Naya perked, the thought unconsidered by her until this moment. "You think... some got out?" She turned, looking around her as if their faces would emerge from the trees. It would make sense. The raiders weren't gods, they weren't infallible and this was her people's natural enviroment. Of course some could have slipped away and out run this. Of course.

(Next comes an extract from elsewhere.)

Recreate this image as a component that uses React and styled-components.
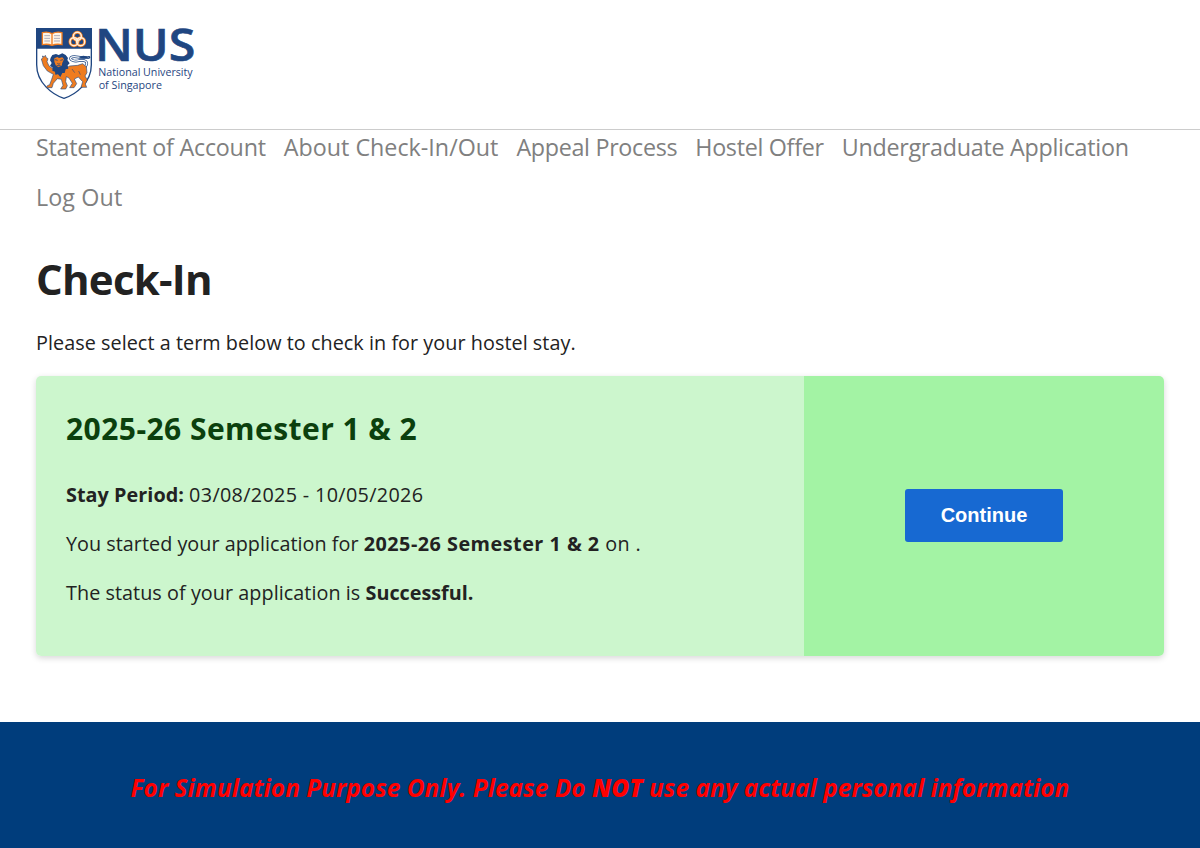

She stood up, turning to face the trees now, a sense of hope and determination in her sharpening gaze. "Can you feel them out there? Like you feel the dead-- do you know where they are?" All she wanted to do was help. To fix something. Whether Vera recognized it or not, she had given the girl exactly what she had needed in that moment.
 

Verana

Guest
“I mean, it’s a possibility.” Vera said and scratched the back of her head. In reality there was a chance that they were indeed all dead, but Naya seemed to have found strength in the idea that she wasn’t alone though. “Can’t feel them, but it’s also been at least a day or two since this happened. Those that made it out have probably made it far away from here by now.”

“So, I guess we just need to find their tracks.”

Easy enough, right? It had just been a few days. The winds and the wetness in the air… Vera kept her fingers crossed for a trace at the very least.

“Which direction would people head from here?”